To honor the rich history of animated feature film making over the years, Joey Armstrong has chosen 50 animated films that have had some of the greatest cultural impact on adults and children alike.
Previous entries: 50 – 41 here.
40. Song of the Sea (2014)
Tomm Moore’s second animated feature tells the story of Conor (voiced by Brendan Gleeson), a hard-drinking and depressed big Irish da’ of two little children who is doing his best to raise them in the wake of his beloved wife Bronach’s (musician Lisa Hannigan) death at sea. The children, Ben (David Rawle) and his younger sister Saoirse (Lucy O’Connell), are very curious and do a lot of exploring. While Ben is playing at the shores of their lighthouse, Saoirse wanders down to the shoreline at night where she communes with the seals. Saoirse is a selkie, an Irish faerie of the sea who can transform into a seal.
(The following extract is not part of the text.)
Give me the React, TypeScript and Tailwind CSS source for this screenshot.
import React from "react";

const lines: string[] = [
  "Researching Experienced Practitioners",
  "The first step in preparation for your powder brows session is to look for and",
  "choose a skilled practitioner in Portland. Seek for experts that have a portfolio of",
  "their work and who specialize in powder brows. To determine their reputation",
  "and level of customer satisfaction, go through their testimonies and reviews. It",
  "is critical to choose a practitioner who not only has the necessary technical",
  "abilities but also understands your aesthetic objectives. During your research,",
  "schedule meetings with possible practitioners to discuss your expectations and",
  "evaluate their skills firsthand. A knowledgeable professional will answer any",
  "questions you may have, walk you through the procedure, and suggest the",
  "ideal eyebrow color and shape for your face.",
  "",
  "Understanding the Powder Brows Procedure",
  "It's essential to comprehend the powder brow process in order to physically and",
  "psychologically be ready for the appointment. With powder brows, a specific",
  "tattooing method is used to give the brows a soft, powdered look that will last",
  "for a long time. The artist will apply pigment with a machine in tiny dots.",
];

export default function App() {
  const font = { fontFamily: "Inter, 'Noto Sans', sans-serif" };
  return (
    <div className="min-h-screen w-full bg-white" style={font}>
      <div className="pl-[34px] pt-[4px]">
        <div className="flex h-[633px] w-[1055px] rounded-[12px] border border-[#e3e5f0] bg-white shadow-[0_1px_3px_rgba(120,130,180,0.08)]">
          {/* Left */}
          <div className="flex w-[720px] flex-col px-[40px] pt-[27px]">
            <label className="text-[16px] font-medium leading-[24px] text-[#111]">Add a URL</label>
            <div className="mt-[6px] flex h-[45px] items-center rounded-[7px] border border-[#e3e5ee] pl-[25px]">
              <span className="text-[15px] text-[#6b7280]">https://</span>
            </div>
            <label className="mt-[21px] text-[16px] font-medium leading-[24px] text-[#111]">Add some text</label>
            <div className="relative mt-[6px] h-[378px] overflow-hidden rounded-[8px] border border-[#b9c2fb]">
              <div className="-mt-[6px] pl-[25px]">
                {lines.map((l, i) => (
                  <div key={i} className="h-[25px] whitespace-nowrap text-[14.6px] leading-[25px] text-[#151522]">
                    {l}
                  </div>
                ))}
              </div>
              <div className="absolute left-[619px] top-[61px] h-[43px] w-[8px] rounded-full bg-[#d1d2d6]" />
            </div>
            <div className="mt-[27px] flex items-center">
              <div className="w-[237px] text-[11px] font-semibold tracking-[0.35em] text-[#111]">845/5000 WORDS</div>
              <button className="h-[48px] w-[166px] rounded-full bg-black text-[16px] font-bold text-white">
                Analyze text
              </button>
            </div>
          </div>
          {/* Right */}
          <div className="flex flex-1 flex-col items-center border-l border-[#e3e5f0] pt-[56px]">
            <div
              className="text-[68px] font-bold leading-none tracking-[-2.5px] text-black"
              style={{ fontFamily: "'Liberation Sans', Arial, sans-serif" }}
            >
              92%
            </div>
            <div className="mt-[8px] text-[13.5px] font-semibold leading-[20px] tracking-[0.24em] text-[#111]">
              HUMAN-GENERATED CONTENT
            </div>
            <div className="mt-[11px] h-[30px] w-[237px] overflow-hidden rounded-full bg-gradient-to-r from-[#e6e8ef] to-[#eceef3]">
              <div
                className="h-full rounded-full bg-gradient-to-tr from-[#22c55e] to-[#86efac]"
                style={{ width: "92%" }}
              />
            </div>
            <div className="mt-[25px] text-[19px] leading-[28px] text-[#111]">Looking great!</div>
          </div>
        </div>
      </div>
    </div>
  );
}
Ben follows her one night and discovers that, in order to restore hope to their broken home and to their sad da’, they will need to free the faeries and save the spirit world from the oppressive force of darkness that is moving in.
The Irish Moore’s animation style is some of the most beautiful ever to grace the screen. He is the co-founder of Ireland’s Cartoon Saloon and frequently contributes to GKids, a global animation studio. If you don’t watch Song of the Sea for its wonderfully told story, engaging characters, or haunting Celtic folk music, then please watch it just for its visual appeal. Moore’s great passion is storytelling about the “thin places” that exist in our lives where faeries, selkies, and spirits cross over and enrich that which is mundane and common place.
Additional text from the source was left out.